## BEGIN

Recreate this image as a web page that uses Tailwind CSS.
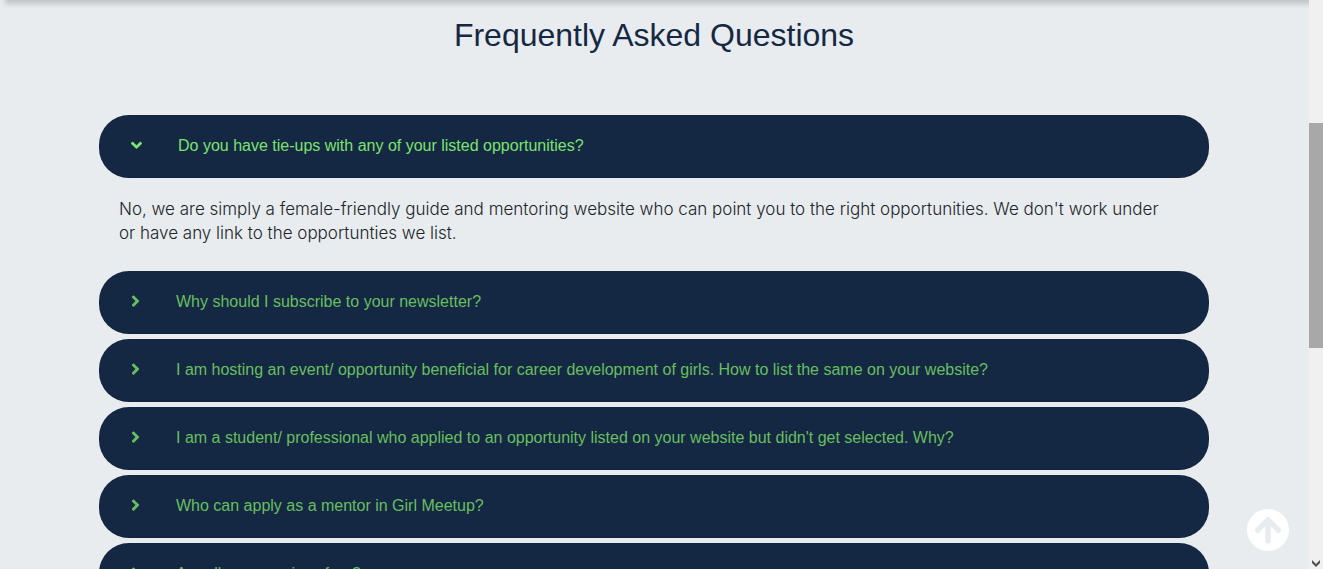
<!DOCTYPE html>
<html lang="en">
<head>
<meta charset="utf-8">
<meta name="viewport" content="width=device-width, initial-scale=1">
<title>Frequently Asked Questions</title>
<script src="https://cdn.jsdelivr.net/npm/@tailwindcss/browser@4"></script>
</head>
<body class="flex h-screen overflow-hidden bg-[#e8ecef] font-['Liberation_Sans',Arial,sans-serif]">
<svg class="hidden" aria-hidden="true">
  <symbol id="down" viewBox="0 0 320 512"><path d="M143 332.300L7 196.300c-9.400-9.400-9.400-24.600 0-33.900l22.600-22.600c9.400-9.400 24.600-9.400 33.900 0l96.400 96.400 96.400-96.400c9.400-9.400 24.600-9.400 33.900 0l22.600 22.600c9.400 9.400 9.400 24.600 0 33.900l-136 136c-9.200 9.400-24.400 9.400-33.800 0z"/></symbol>
  <symbol id="right" viewBox="0 0 256 512"><path d="M224.300 248l-136 136c-9.400 9.400-24.600 9.400-33.900 0l-22.600-22.600c-9.400-9.400-9.400-24.600 0-33.900l96.400-96.400-96.400-96.400c-9.400-9.400-9.400-24.600 0-33.900L54.300 78c9.400-9.400 24.600-9.400 33.900 0l136 136c9.500 9.400 9.500 24.600.1 34z"/></symbol>
</svg>
<div class="relative min-w-0 flex-1 overflow-hidden pr-px">
  <div class="absolute inset-x-0 -top-10 h-10 shadow-[5px_4px_5px_rgba(0,0,0,0.17)]"></div>
  <main class="mx-auto max-w-[1150px] px-5 pt-4">
    <h1 class="mb-[60px] text-center text-[32px] leading-[39px] text-[#152843]">Frequently Asked Questions</h1>
    <section class="flex flex-col gap-[5px]">
      <div>
        <button type="button" aria-expanded="true" aria-controls="answer" class="flex h-[63px] w-full items-center gap-9 rounded-[30px] bg-[#152843] px-8 pb-[2px] text-left text-base text-[#7be36c] shadow-[inset_0_-1px_1px_rgba(0,0,0,0.15)]"><svg class="h-[18px] w-[11px] shrink-0 fill-current" aria-hidden="true"><use href="#down"/></svg><span>Do you have tie-ups with any of your listed opportunities?</span></button>
        <p id="answer" class="pt-[19px] pr-8 pb-[21px] pl-5 font-[Inter,sans-serif] text-[17px] leading-6 font-light text-[#212529]">No, we are simply a female-friendly guide and mentoring website who can point you to the right opportunities. We don't work under or have any link to the opportunties we list.</p>
      </div>
      <button type="button" aria-expanded="false" class="flex h-[63px] w-full items-center gap-9 rounded-[30px] bg-[#152843] px-8 pb-[2px] text-left text-base text-[#67bf5f] shadow-[inset_0_-1px_1px_rgba(0,0,0,0.15)]"><svg class="h-[18px] w-[9px] shrink-0 fill-current" aria-hidden="true"><use href="#right"/></svg><span>Why should I subscribe to your newsletter?</span></button>
      <button type="button" aria-expanded="false" class="flex h-[63px] w-full items-center gap-9 rounded-[30px] bg-[#152843] px-8 pb-[2px] text-left text-base text-[#67bf5f] shadow-[inset_0_-1px_1px_rgba(0,0,0,0.15)]"><svg class="h-[18px] w-[9px] shrink-0 fill-current" aria-hidden="true"><use href="#right"/></svg><span>I am hosting an event/ opportunity beneficial for career development of girls. How to list the same on your website?</span></button>
      <button type="button" aria-expanded="false" class="flex h-[63px] w-full items-center gap-9 rounded-[30px] bg-[#152843] px-8 pb-[2px] text-left text-base text-[#67bf5f] shadow-[inset_0_-1px_1px_rgba(0,0,0,0.15)]"><svg class="h-[18px] w-[9px] shrink-0 fill-current" aria-hidden="true"><use href="#right"/></svg><span>I am a student/ professional who applied to an opportunity listed on your website but didn't get selected. Why?</span></button>
      <button type="button" aria-expanded="false" class="flex h-[63px] w-full items-center gap-9 rounded-[30px] bg-[#152843] px-8 pb-[2px] text-left text-base text-[#67bf5f] shadow-[inset_0_-1px_1px_rgba(0,0,0,0.15)]"><svg class="h-[18px] w-[9px] shrink-0 fill-current" aria-hidden="true"><use href="#right"/></svg><span>Who can apply as a mentor in Girl Meetup?</span></button>
      <button type="button" aria-expanded="false" class="flex h-[63px] w-full items-center gap-9 rounded-[30px] bg-[#152843] px-8 pb-[2px] text-left text-base text-[#67bf5f] shadow-[inset_0_-1px_1px_rgba(0,0,0,0.15)]"><svg class="h-[18px] w-[9px] shrink-0 fill-current" aria-hidden="true"><use href="#right"/></svg><span>Are all your services free?</span></button>
    </section>
  </main>
  <a href="#" aria-label="Back to top" class="absolute right-5 bottom-[18px] text-white"><svg viewBox="8 8 496 496" class="size-[42px] fill-current" aria-hidden="true"><path d="M8 256C8 119 119 8 256 8s248 111 248 248-111 248-248 248S8 393 8 256zm143.600 28.900l72.400-75.500V392c0 13.300 10.700 24 24 24h16c13.300 0 24-10.700 24-24V209.400l72.400 75.500c9.300 9.700 24.800 9.900 34.300.4l10.900-11c9.400-9.400 9.400-24.600 0-33.900L273 107.700c-9.400-9.400-24.600-9.400-33.900 0L106.300 240.400c-9.400 9.400-9.400 24.600 0 33.900l10.900 11c9.600 9.500 25.100 9.300 34.400-.4z"/></svg></a>
</div>
<div class="flex w-[14px] shrink-0 flex-col bg-[#f0f0f0]" aria-hidden="true">
  <div class="mt-[123px] h-[225px] bg-[#a8a8a8]"></div>
  <svg viewBox="0 0 8 7" class="mx-auto mt-auto mb-[2px] h-[7px] w-2 fill-[#505050]"><path d="M0 0L4 4L8 0V3L4 7L0 3Z"/></svg>
</div>
</body>
</html>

## END

* GOAL:
All of the data needs repeating exactly, but the pictures do not.

* WRITTEN RESPONSE:
Recreate this image as a web page that uses Tailwind CSS.
<!DOCTYPE html>
<html lang="en">
<head>
<meta charset="utf-8">
<meta name="viewport" content="width=device-width, initial-scale=1">
<title>Frequently Asked Questions</title>
<script src="https://cdn.jsdelivr.net/npm/@tailwindcss/browser@4"></script>
</head>
<body class="flex h-screen overflow-hidden bg-[#e8ecef] font-['Liberation_Sans',Arial,sans-serif]">
<svg class="hidden" aria-hidden="true">
  <symbol id="down" viewBox="0 0 320 512"><path d="M143 332.300L7 196.300c-9.400-9.400-9.400-24.600 0-33.900l22.600-22.600c9.400-9.400 24.600-9.400 33.900 0l96.400 96.400 96.400-96.400c9.400-9.400 24.600-9.400 33.900 0l22.600 22.600c9.400 9.400 9.400 24.600 0 33.900l-136 136c-9.200 9.400-24.400 9.400-33.800 0z"/></symbol>
  <symbol id="right" viewBox="0 0 256 512"><path d="M224.300 248l-136 136c-9.400 9.400-24.600 9.400-33.900 0l-22.600-22.600c-9.400-9.400-9.400-24.600 0-33.900l96.400-96.400-96.400-96.400c-9.400-9.400-9.400-24.600 0-33.900L54.300 78c9.400-9.400 24.600-9.400 33.900 0l136 136c9.500 9.400 9.500 24.600.1 34z"/></symbol>
</svg>
<div class="relative min-w-0 flex-1 overflow-hidden pr-px">
  <div class="absolute inset-x-0 -top-10 h-10 shadow-[5px_4px_5px_rgba(0,0,0,0.17)]"></div>
  <main class="mx-auto max-w-[1150px] px-5 pt-4">
    <h1 class="mb-[60px] text-center text-[32px] leading-[39px] text-[#152843]">Frequently Asked Questions</h1>
    <section class="flex flex-col gap-[5px]">
      <div>
        <button type="button" aria-expanded="true" aria-controls="answer" class="flex h-[63px] w-full items-center gap-9 rounded-[30px] bg-[#152843] px-8 pb-[2px] text-left text-base text-[#7be36c] shadow-[inset_0_-1px_1px_rgba(0,0,0,0.15)]"><svg class="h-[18px] w-[11px] shrink-0 fill-current" aria-hidden="true"><use href="#down"/></svg><span>Do you have tie-ups with any of your listed opportunities?</span></button>
        <p id="answer" class="pt-[19px] pr-8 pb-[21px] pl-5 font-[Inter,sans-serif] text-[17px] leading-6 font-light text-[#212529]">No, we are simply a female-friendly guide and mentoring website who can point you to the right opportunities. We don't work under or have any link to the opportunties we list.</p>
      </div>
      <button type="button" aria-expanded="false" class="flex h-[63px] w-full items-center gap-9 rounded-[30px] bg-[#152843] px-8 pb-[2px] text-left text-base text-[#67bf5f] shadow-[inset_0_-1px_1px_rgba(0,0,0,0.15)]"><svg class="h-[18px] w-[9px] shrink-0 fill-current" aria-hidden="true"><use href="#right"/></svg><span>Why should I subscribe to your newsletter?</span></button>
      <button type="button" aria-expanded="false" class="flex h-[63px] w-full items-center gap-9 rounded-[30px] bg-[#152843] px-8 pb-[2px] text-left text-base text-[#67bf5f] shadow-[inset_0_-1px_1px_rgba(0,0,0,0.15)]"><svg class="h-[18px] w-[9px] shrink-0 fill-current" aria-hidden="true"><use href="#right"/></svg><span>I am hosting an event/ opportunity beneficial for career development of girls. How to list the same on your website?</span></button>
      <button type="button" aria-expanded="false" class="flex h-[63px] w-full items-center gap-9 rounded-[30px] bg-[#152843] px-8 pb-[2px] text-left text-base text-[#67bf5f] shadow-[inset_0_-1px_1px_rgba(0,0,0,0.15)]"><svg class="h-[18px] w-[9px] shrink-0 fill-current" aria-hidden="true"><use href="#right"/></svg><span>I am a student/ professional who applied to an opportunity listed on your website but didn't get selected. Why?</span></button>
      <button type="button" aria-expanded="false" class="flex h-[63px] w-full items-center gap-9 rounded-[30px] bg-[#152843] px-8 pb-[2px] text-left text-base text-[#67bf5f] shadow-[inset_0_-1px_1px_rgba(0,0,0,0.15)]"><svg class="h-[18px] w-[9px] shrink-0 fill-current" aria-hidden="true"><use href="#right"/></svg><span>Who can apply as a mentor in Girl Meetup?</span></button>
      <button type="button" aria-expanded="false" class="flex h-[63px] w-full items-center gap-9 rounded-[30px] bg-[#152843] px-8 pb-[2px] text-left text-base text-[#67bf5f] shadow-[inset_0_-1px_1px_rgba(0,0,0,0.15)]"><svg class="h-[18px] w-[9px] shrink-0 fill-current" aria-hidden="true"><use href="#right"/></svg><span>Are all your services free?</span></button>
    </section>
  </main>
  <a href="#" aria-label="Back to top" class="absolute right-5 bottom-[18px] text-white"><svg viewBox="8 8 496 496" class="size-[42px] fill-current" aria-hidden="true"><path d="M8 256C8 119 119 8 256 8s248 111 248 248-111 248-248 248S8 393 8 256zm143.600 28.900l72.400-75.500V392c0 13.300 10.700 24 24 24h16c13.300 0 24-10.700 24-24V209.400l72.400 75.500c9.300 9.700 24.800 9.900 34.300.4l10.900-11c9.400-9.400 9.400-24.600 0-33.900L273 107.700c-9.400-9.400-24.600-9.400-33.900 0L106.300 240.400c-9.400 9.400-9.400 24.600 0 33.900l10.900 11c9.600 9.500 25.100 9.300 34.400-.4z"/></svg></a>
</div>
<div class="flex w-[14px] shrink-0 flex-col bg-[#f0f0f0]" aria-hidden="true">
  <div class="mt-[123px] h-[225px] bg-[#a8a8a8]"></div>
  <svg viewBox="0 0 8 7" class="mx-auto mt-auto mb-[2px] h-[7px] w-2 fill-[#505050]"><path d="M0 0L4 4L8 0V3L4 7L0 3Z"/></svg>
</div>
</body>
</html>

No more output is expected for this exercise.